In my previous post on scholarly publishing projects, I summed up the advantages of using Google Sites to make documents available online. But how to automate that process for a huge number of documents? For example, how to build a fully-searchable website for hundreds of Victorian letters, or scores of descriptions of performance events?
In my earlier publishing projects (e.g., the SARMA project for collecting dance & theatre reviews by Pieter T’Jonck) there seemed to be no other option but to master the power overcome the restrictions of HTML and CSS, throw a website together, add a search engine, and host the whole bunch on your own webserver or your university’s or a hosting company’s. That means lots of work, and between three and five new areas of expertise you need to explore if you’re coming from a traditional humanities background, as I do (I studied Philosophy and Theatre Studies, and those are still the main subjects of my teaching assignments).
That’s how I got into maintaining my own webserver, and although it’s certainly been a rich and rewarding process (insert your favorite funny accent to pronounce these words) it is getting on my nerves, too.
Still, other systems seemed like either still more work to do (such as learning the ropes of a Content Management System) or too limited in possibilities. That how I first thought of Google Sites (or similar systems).
What changed my mind was the release of the Google Data API for Google Sites in September 2009. That’s quite a mouthful. The Data API is Google’s backdoor for programmers. Using the “Application Programming Interface,” you may automate the sending of emails through GMail, automatically update events in Google Calendar, upload movies to YouTube, request maps from Google Maps etc. etc. Basically, anything you can do through one of Google’s services by mouseclicks, you can automate through the Data API. Moreover, there’s not only an API client for serious Java people, but also one for the queen of playful code — Python!
It’s a godsend, and I love every inch of it.
(Well, except for that little one stupid inch that makes it impossible to publish the PDF files in your Google Docs account automatically, but more on that in a future post.)
Using the Google Data API, you can automatically post HTML-formatted documents to a Google-hosted website, where they are instantly made available online and fully indexed for site searching.
Read that sentence again. It’s crazy, if only because of this: although there is an upper limit to the amount of stuff you can freely post on a Google Site, this limit only holds for page attachments. If it’s simple HTML pages you are posting, there is a no upper limit.
To give a concrete example: this is the workflow I followed for the current version of Belgium is Happening, an online register of post-war performance events.
- Students collected information on performance events through research in books, journals, and archival records. They recorded this info in a gigantic spreadsheet on which they could work simultaneously (i.e., collaborative editing — I used Google Docs but there’s other systems, too). Each row of the spreadsheet holds one event, detailing its date, place, participants, and a short description.

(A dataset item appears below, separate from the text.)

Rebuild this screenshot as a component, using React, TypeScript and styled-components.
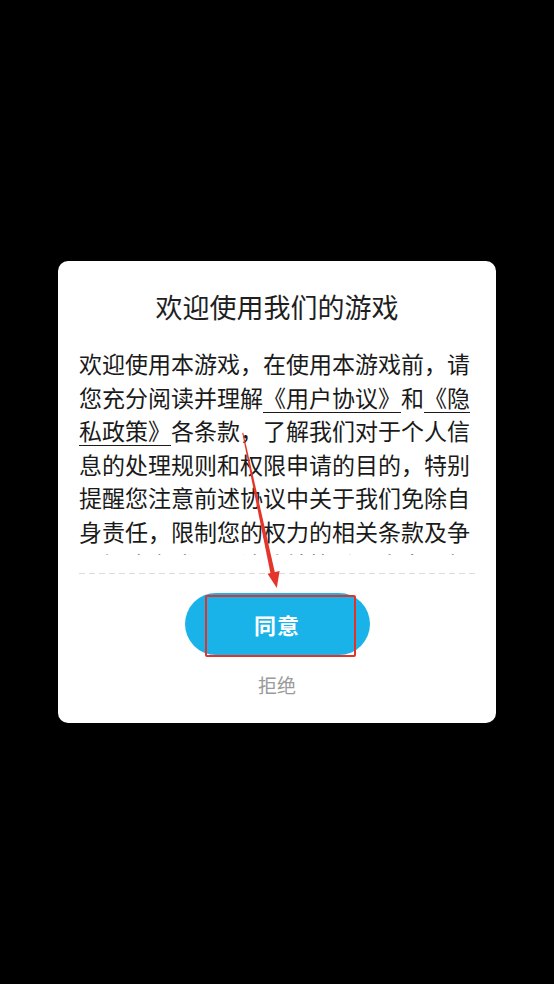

- A first script pulled in the data from the Google spreadsheet through the Google Data API for Google Docs. (If they put Google in the name of one more new service they devise, I’ll have them sued for artificially limiting the vocabulary richness of my blogposts.) Note that this step isn’t strictly necessary — the script could also read in the data from a local data file.
- A second script formatted the event data as HTML, logged in to the Google Sites API (using my normal Google account details), selected the first event, created a new page on the Google Site for the project, posted the HTML to the new page, and then continued to do so for the next 1,399 events.
And that’s how I posted no less 1,400 separate pages on the site of Belgium is Happening, and made all of those events fully searchable at the same time. Running not on my server, not on my time, but on Google’s servers — i.e., much more efficiently than I could ever aspire to do. Check out a sample of events here: belgiumishappening/home/events
(To be perfectly honest, what you see there is already a bit of a hack — I really wanted to offer visitors a random selection of events, which is impossible in the current setup of Google Sites. You can present an overview of subpages, but since all my events are under one ‘parent’ page, this list would be very large and unwieldy. So I cheated a bit, more on this later….)
I first wanted to share the Python scripts I used at the end of this post, but they’re really too much tailor-made for my project to be informative for others. However, I strongly suggest reading the code for the sample applications that is provided with the gdata Python client — all the basics are there.